How can you have zero explained variation and dependence? The definition of independence is that two variables are not related (normally measured by 0 correlation). That is what happens when you have a r of 0, r squared will be zero.
 

Englund

TS Contributor
#16
But Dason, R^2 is equal to the squared correlation coeficient in a linear regression with one IV. R^2 can be calculated in other cases aswell, while r cannot. It is not necessarily true that there are no dependence when r=0, but if R^2=0 then there are per definition no dependence between the variables.

If r=0 and we have a dependent relationship, the simple linear model is an incorrect model.
 

Dason

Ambassador to the humans
#17
... maybe I'm not following what you're saying but...

Code:
> x <- seq(-10, 10)
> y <- x^2
> o <- lm(y ~ x)
> o

Call:
lm(formula = y ~ x)

Coefficients:
(Intercept)            x  
  3.667e+01   -5.121e-16  

> summary(o)

Call:
lm(formula = y ~ x)

Residuals:
   Min     1Q Median     3Q    Max 
-36.67 -27.67 -11.67  27.33  63.33 

Coefficients:
              Estimate Std. Error t value Pr(>|t|)    
(Intercept)  3.667e+01  7.498e+00    4.89 0.000102 ***
x           -5.121e-16  1.238e+00    0.00 1.000000    
---
Signif. codes:  0 ‘***’ 0.001 ‘**’ 0.01 ‘*’ 0.05 ‘.’ 0.1 ‘ ’ 1 

Residual standard error: 34.36 on 19 degrees of freedom
Multiple R-squared: 2.926e-32,	Adjusted R-squared: -0.05263 
F-statistic: 5.559e-31 on 1 and 19 DF,  p-value: 1
Here we literally have the relationship y = x^2. r^2 is 0 (up to machine rounding error) according to R and it should be exactly 0. All I'm saying is that you can't say that an r or r^2 of 0 means the variables are independent.
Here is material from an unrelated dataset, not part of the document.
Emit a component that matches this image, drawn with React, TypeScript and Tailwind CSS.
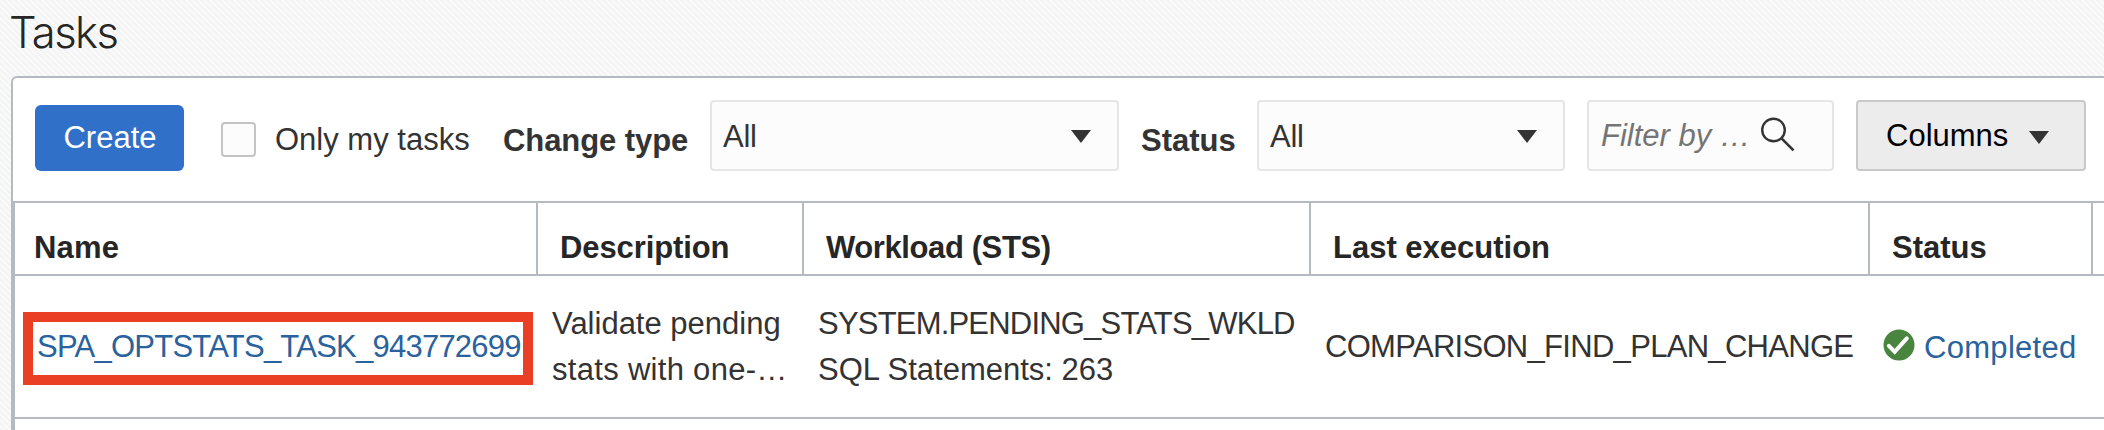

I have shown in this case that there can be an exact dependence and still we get R^2 = 0.
 

noetsi

Fortran must die
#19

Englund

TS Contributor
#20
I have shown in this case that there can be an exact dependence and still we get R^2 = 0.
But R^2 is calculated on a flawed model, so to speak. The model you're using in this example is a very bad model to explain this relationship. According to this model, the R^2=0 even though we have got a real relationship (well, not u n me, but the variables at hand), just like you said. Try fit a model when you've transformed all x values to absolute values, what is the R^2 then? Then fit a model with x and x^2 as IV's, what is the R^2? After that, fit a model where using only x^2 as IV, what is R^2 now?

My point is that R^2 is, per difinition, a measure of covariation between the IV´s and the DV, as far as I know. If we have a real relationship but an R^2=0, then the model from where we calculate R^2 is a bad model.